We hear a lot these days about the active ingredients in our medicines. These are chemical substances that actually make the medicine do what it is supposed to. For example, the active ingredient in Tylenol is the painkiller acetaminophen. The rest of the elements, like food colouring and corn syrup, are inactive ingredients carrying the active ingredient. Without it you can take all the Tylenol you want, but you’ll still have a headache.

This is called placebo—a pill with no active ingredients. To test the effectiveness of active ingredients in medicine people are given placebos. In some cases the perception that the medicine is real, called the placebo effect, improves the patient’s condition. The brain may actually bring about improved physiological effects, but there is nothing in the pill itself that heals.

There is an analogy here as it relates to personal time with God—often called devotions or quiet time. For some, devotions are like a placebo. People go through the motions but since there are no active ingredients, the effect is minimal. They may even think they are growing spiritually, but in reality there is little spiritual impact.

Along with many Christians I admit that my devotional times are hit-or-miss. It often seems too difficult to carve out time for Bible reading and prayer. And when I actually do, those times can be sterile and mechanical. I’ve told myself countless times I just need more discipline to make it part of my routine. For a while this works, but then routines are broken and I am back struggling with it.

Do devotional times in and of themselves result in a vital, healthy relationship with God? I have to say no. The Pharisees of Jesus’ day were steeped in the Word and spent much time praying, but Jesus still reserved His most scathing words for them.

Do we need devotional times at all then? I have to say yes. In the gospels, I see Jesus’ example of spending mornings and evenings apart from His disciples to commune with His Father.

Despite their devotion, Isaiah 29:13 was true of the Pharisees “—These people come near to me with their mouth and honor me with their lips, but their hearts are far from me. Their worship of me is made up only of rules taught by men” (NIV). What makes the difference between a vibrant personal time with God like Jesus had and a pharisaic religious exercise?

Using the above analogy I believe that devotional times are the inactive ingredient, the carrier of the active ingredient. And like Tylenol, you can have all the devotional time in the world, but without the active ingredient, you still come up with an empty religious exercise.

So what active ingredients in a personal time with God make it one that produces spiritual growth?

There are actually two active ingredients and both are heart issues. The first active ingredient is a heart that hungers and thirsts after the living God. The Psalmist wrote, “As the deer pants for streams of water, so my soul pants for you, O God. My soul thirsts for God, for the living God.” Then he asks, “When can I go and meet with God?” (Psalm 42:1–2). Many times I’ve recognized that I didn’t desire to meet with God because I didn’t thirst for Him. And when that has been the case I have prayed for the Lord to give me that longing after Him. Graciously, He does.

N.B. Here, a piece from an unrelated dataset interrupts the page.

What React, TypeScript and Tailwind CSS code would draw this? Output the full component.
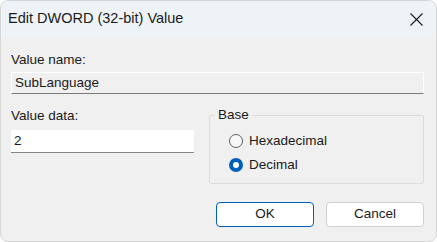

The second active ingredient is a heart that desires to actually live out the Christian life. When I move from a passive Christianity to one where I seek to think and live Christianly on a daily basis, then reading and prayer will happen. I won’t have to force it.

My devotional time changes when I actually try to fulfil the commands of Scripture. Taking my faith and relationship to God seriously moves personal time with Him from being a nice idea one can take or leave, to being a matter of necessity—needing Him in and for everything. As Jesus said, “…If a man remains in me and I in him, he will bear much fruit; apart from me you can do nothing” (John 15:5). We so easily forget how helpless we really are.

By writing this I don’t pretend to have consistently achieved a personal time with God that is always spiritually refreshing and beneficial. Perhaps I have only diagnosed my problem more accurately. But in my case, that is the first step to making sure I have the active ingredients.